WASHINGTON — South Korean diplomats announced Tuesday that North Korea would suspend its nuclear and missile testing programs if the U.S. would sit down and discuss how to improve relations. Further, according to Seoul, Pyongyang would completely give up its nuclear program if it were to get security guarantees. Skeptics find that offer difficult to believe.
A senior Trump administration official said late Tuesday, “If the North Korean regime is serious about denuclearization, its words will have to be matched by actions.”
The official, during a briefing with reporters, declined to answer a question on whether the U.S. has independently verified North Korea’s interest in talking, but suggested that the proposal came about because of the tough stance the U.S. has taken on the Kim Jong Un regime.
“Our ongoing global maximum pressure campaign is clearly having an impact,” the official said.
A part of the reason for the cynicism toward the offer, according to Joseph Detrani, former U.S. special envoy for Six Party Talks with North Korea from 2003 to 2006, is the lengths to which North Korea has gone to develop and institutionalize nuclear weapons.
“It’s memorialized in their constitution, and most recently it was reiterated by KCNA (North Korea’s state-run news agency) just a few weeks ago, that North Korea would never denuclearize. So having Kim Jong Un say what he reportedly said to the South Korean delegation, is very surprising.”
North Korea decided in 1953 under the leadership of Kim Il Sung that it would pursue nuclear weapons. Initially spurned by the Soviet Union and China after it asked for help to develop a weapons program, North Korea continued its pursuit.
Starting with a Soviet-assisted nuclear energy program facility in the 1960s, North Korea eventually, methodically gathered the resources and knowledge to build, against mounting United Nations sanctions, the program it has today.
Numerous experts agree that North Korea has developed nuclear weapons and is in the process of miniaturizing them to fit on one of the numerous missiles it’s developing.
Detrani spent many hours across the negotiating table from North Korean emissaries, and while he’s optimistic about the latest development, he said, North Korea’s actions will determine whether it’s true.

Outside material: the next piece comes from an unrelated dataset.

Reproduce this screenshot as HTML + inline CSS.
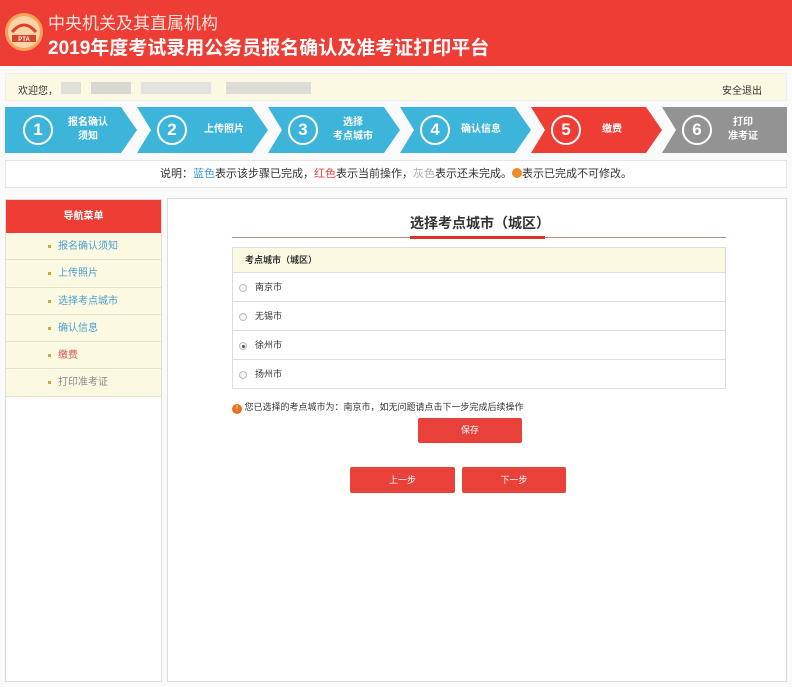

“Now we have to determine if he was sincere in what he was saying. I think we could determine that quickly, because I don’t think that we have to walk through what we did in 2003 to 2005.”
Detrani spoke of a long and often “frustrating” process of negotiating the deal under which Pyongyang agreed to shut down its nuclear program. The Sept. 19, 2005, Joint Statement committed North Korea to complete verifiable, irreversible denuclearization.
But in 2009 the agreement unraveled after North Korea refused to sign an agreement to allow U.N. weapons inspectors to expand its examinations of nuclear facilities to other locations beyond the Yonbyong nuclear facility.
According to Detrani, North Korea had orally agreed to the inspection, but their refusal to sign a written agreement showed “bad intent.”
As to North Korea’s latest overture, Detrani said, “There are no assurances that North Korea is prepared to denuclearize in a comprehensive, verifiable, irreversible way — and that’s our demand.”
He said the talks in the mid-2000s are a good tool for gauging North Korea’s sincerity.
“In 2005, it took us two years, from July 2003 to September 2005, to get that joint statement, and North Korea didn’t have nuclear weapons or the missiles to deliver them. Now they have nuclear weapons and the missiles to deliver them. So if it took two years to achieve that, then you can imagine how much more work it’s going to take now that they have them.”